* Start RAW RECORDS *
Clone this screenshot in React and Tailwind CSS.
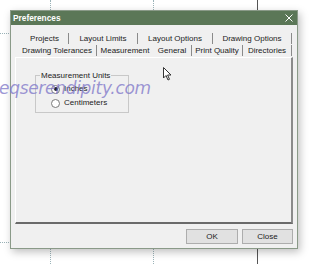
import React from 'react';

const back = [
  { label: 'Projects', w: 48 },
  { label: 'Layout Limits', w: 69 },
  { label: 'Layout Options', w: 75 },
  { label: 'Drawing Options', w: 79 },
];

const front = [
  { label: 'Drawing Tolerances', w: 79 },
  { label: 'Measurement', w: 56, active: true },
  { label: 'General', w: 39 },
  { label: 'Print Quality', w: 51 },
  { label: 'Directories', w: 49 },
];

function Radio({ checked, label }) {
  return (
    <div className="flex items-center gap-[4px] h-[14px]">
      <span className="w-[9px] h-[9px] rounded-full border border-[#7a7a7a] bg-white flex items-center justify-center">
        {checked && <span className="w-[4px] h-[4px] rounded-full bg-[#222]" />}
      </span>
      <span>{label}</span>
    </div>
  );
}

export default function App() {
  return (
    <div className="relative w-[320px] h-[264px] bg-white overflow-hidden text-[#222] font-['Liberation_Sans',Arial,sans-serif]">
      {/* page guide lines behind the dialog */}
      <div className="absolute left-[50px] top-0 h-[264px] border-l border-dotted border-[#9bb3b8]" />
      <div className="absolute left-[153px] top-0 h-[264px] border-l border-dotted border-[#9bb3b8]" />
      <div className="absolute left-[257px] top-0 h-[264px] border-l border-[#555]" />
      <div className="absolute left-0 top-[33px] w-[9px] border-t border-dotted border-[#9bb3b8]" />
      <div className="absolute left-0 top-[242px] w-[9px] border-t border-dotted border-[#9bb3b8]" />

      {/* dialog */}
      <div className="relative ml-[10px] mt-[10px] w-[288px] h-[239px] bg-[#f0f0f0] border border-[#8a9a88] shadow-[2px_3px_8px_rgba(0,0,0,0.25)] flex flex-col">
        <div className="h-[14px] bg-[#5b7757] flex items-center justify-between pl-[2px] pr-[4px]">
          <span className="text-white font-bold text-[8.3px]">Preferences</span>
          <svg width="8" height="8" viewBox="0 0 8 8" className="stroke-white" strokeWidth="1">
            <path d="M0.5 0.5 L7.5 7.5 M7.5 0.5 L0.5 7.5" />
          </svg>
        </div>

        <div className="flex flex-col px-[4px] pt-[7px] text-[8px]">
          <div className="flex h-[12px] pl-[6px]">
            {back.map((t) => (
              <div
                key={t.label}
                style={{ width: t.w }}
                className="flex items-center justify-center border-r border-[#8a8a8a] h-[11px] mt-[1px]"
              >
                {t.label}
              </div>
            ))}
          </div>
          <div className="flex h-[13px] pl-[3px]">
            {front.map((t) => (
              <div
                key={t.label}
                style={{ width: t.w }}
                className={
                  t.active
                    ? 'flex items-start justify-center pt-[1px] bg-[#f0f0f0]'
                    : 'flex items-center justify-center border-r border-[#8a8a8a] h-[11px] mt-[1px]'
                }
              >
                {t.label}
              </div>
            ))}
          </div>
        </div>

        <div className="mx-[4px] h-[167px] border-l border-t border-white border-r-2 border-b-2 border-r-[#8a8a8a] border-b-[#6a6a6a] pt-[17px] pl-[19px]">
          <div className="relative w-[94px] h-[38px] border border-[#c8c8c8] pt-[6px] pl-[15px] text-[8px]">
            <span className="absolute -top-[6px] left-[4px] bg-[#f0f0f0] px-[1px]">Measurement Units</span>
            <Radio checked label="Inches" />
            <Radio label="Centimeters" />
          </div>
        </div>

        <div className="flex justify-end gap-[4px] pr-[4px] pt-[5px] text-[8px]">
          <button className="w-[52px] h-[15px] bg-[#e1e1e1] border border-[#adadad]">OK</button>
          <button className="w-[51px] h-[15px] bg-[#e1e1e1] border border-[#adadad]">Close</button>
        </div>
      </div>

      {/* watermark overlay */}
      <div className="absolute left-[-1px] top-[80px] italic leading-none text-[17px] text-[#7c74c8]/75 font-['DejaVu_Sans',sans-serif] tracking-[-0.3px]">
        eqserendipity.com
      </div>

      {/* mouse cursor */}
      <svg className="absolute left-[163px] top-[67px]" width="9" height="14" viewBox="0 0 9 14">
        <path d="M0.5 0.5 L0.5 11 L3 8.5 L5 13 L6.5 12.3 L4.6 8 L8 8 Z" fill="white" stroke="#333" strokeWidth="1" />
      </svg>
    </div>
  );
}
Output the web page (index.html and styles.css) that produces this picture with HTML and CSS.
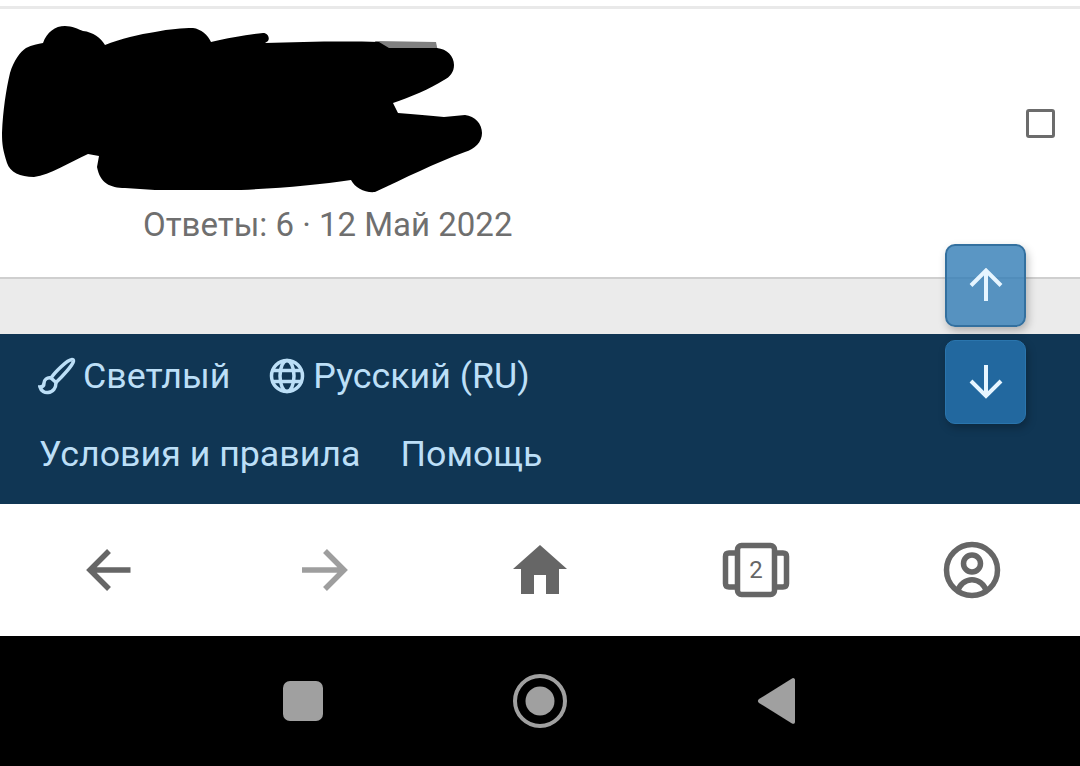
* End RAW RECORDS *
◆ GIVEN TASK
Without including any pictures, reproduce the listing exactly.

◆ WRITTEN REPLY
Clone this screenshot in React and Tailwind CSS.
import React from 'react';

const back = [
  { label: 'Projects', w: 48 },
  { label: 'Layout Limits', w: 69 },
  { label: 'Layout Options', w: 75 },
  { label: 'Drawing Options', w: 79 },
];

const front = [
  { label: 'Drawing Tolerances', w: 79 },
  { label: 'Measurement', w: 56, active: true },
  { label: 'General', w: 39 },
  { label: 'Print Quality', w: 51 },
  { label: 'Directories', w: 49 },
];

function Radio({ checked, label }) {
  return (
    <div className="flex items-center gap-[4px] h-[14px]">
      <span className="w-[9px] h-[9px] rounded-full border border-[#7a7a7a] bg-white flex items-center justify-center">
        {checked && <span className="w-[4px] h-[4px] rounded-full bg-[#222]" />}
      </span>
      <span>{label}</span>
    </div>
  );
}

export default function App() {
  return (
    <div className="relative w-[320px] h-[264px] bg-white overflow-hidden text-[#222] font-['Liberation_Sans',Arial,sans-serif]">
      {/* page guide lines behind the dialog */}
      <div className="absolute left-[50px] top-0 h-[264px] border-l border-dotted border-[#9bb3b8]" />
      <div className="absolute left-[153px] top-0 h-[264px] border-l border-dotted border-[#9bb3b8]" />
      <div className="absolute left-[257px] top-0 h-[264px] border-l border-[#555]" />
      <div className="absolute left-0 top-[33px] w-[9px] border-t border-dotted border-[#9bb3b8]" />
      <div className="absolute left-0 top-[242px] w-[9px] border-t border-dotted border-[#9bb3b8]" />

      {/* dialog */}
      <div className="relative ml-[10px] mt-[10px] w-[288px] h-[239px] bg-[#f0f0f0] border border-[#8a9a88] shadow-[2px_3px_8px_rgba(0,0,0,0.25)] flex flex-col">
        <div className="h-[14px] bg-[#5b7757] flex items-center justify-between pl-[2px] pr-[4px]">
          <span className="text-white font-bold text-[8.3px]">Preferences</span>
          <svg width="8" height="8" viewBox="0 0 8 8" className="stroke-white" strokeWidth="1">
            <path d="M0.5 0.5 L7.5 7.5 M7.5 0.5 L0.5 7.5" />
          </svg>
        </div>

        <div className="flex flex-col px-[4px] pt-[7px] text-[8px]">
          <div className="flex h-[12px] pl-[6px]">
            {back.map((t) => (
              <div
                key={t.label}
                style={{ width: t.w }}
                className="flex items-center justify-center border-r border-[#8a8a8a] h-[11px] mt-[1px]"
              >
                {t.label}
              </div>
            ))}
          </div>
          <div className="flex h-[13px] pl-[3px]">
            {front.map((t) => (
              <div
                key={t.label}
                style={{ width: t.w }}
                className={
                  t.active
                    ? 'flex items-start justify-center pt-[1px] bg-[#f0f0f0]'
                    : 'flex items-center justify-center border-r border-[#8a8a8a] h-[11px] mt-[1px]'
                }
              >
                {t.label}
              </div>
            ))}
          </div>
        </div>

        <div className="mx-[4px] h-[167px] border-l border-t border-white border-r-2 border-b-2 border-r-[#8a8a8a] border-b-[#6a6a6a] pt-[17px] pl-[19px]">
          <div className="relative w-[94px] h-[38px] border border-[#c8c8c8] pt-[6px] pl-[15px] text-[8px]">
            <span className="absolute -top-[6px] left-[4px] bg-[#f0f0f0] px-[1px]">Measurement Units</span>
            <Radio checked label="Inches" />
            <Radio label="Centimeters" />
          </div>
        </div>

        <div className="flex justify-end gap-[4px] pr-[4px] pt-[5px] text-[8px]">
          <button className="w-[52px] h-[15px] bg-[#e1e1e1] border border-[#adadad]">OK</button>
          <button className="w-[51px] h-[15px] bg-[#e1e1e1] border border-[#adadad]">Close</button>
        </div>
      </div>

      {/* watermark overlay */}
      <div className="absolute left-[-1px] top-[80px] italic leading-none text-[17px] text-[#7c74c8]/75 font-['DejaVu_Sans',sans-serif] tracking-[-0.3px]">
        eqserendipity.com
      </div>

      {/* mouse cursor */}
      <svg className="absolute left-[163px] top-[67px]" width="9" height="14" viewBox="0 0 9 14">
        <path d="M0.5 0.5 L0.5 11 L3 8.5 L5 13 L6.5 12.3 L4.6 8 L8 8 Z" fill="white" stroke="#333" strokeWidth="1" />
      </svg>
    </div>
  );
}
Output the web page (index.html and styles.css) that produces this picture with HTML and CSS.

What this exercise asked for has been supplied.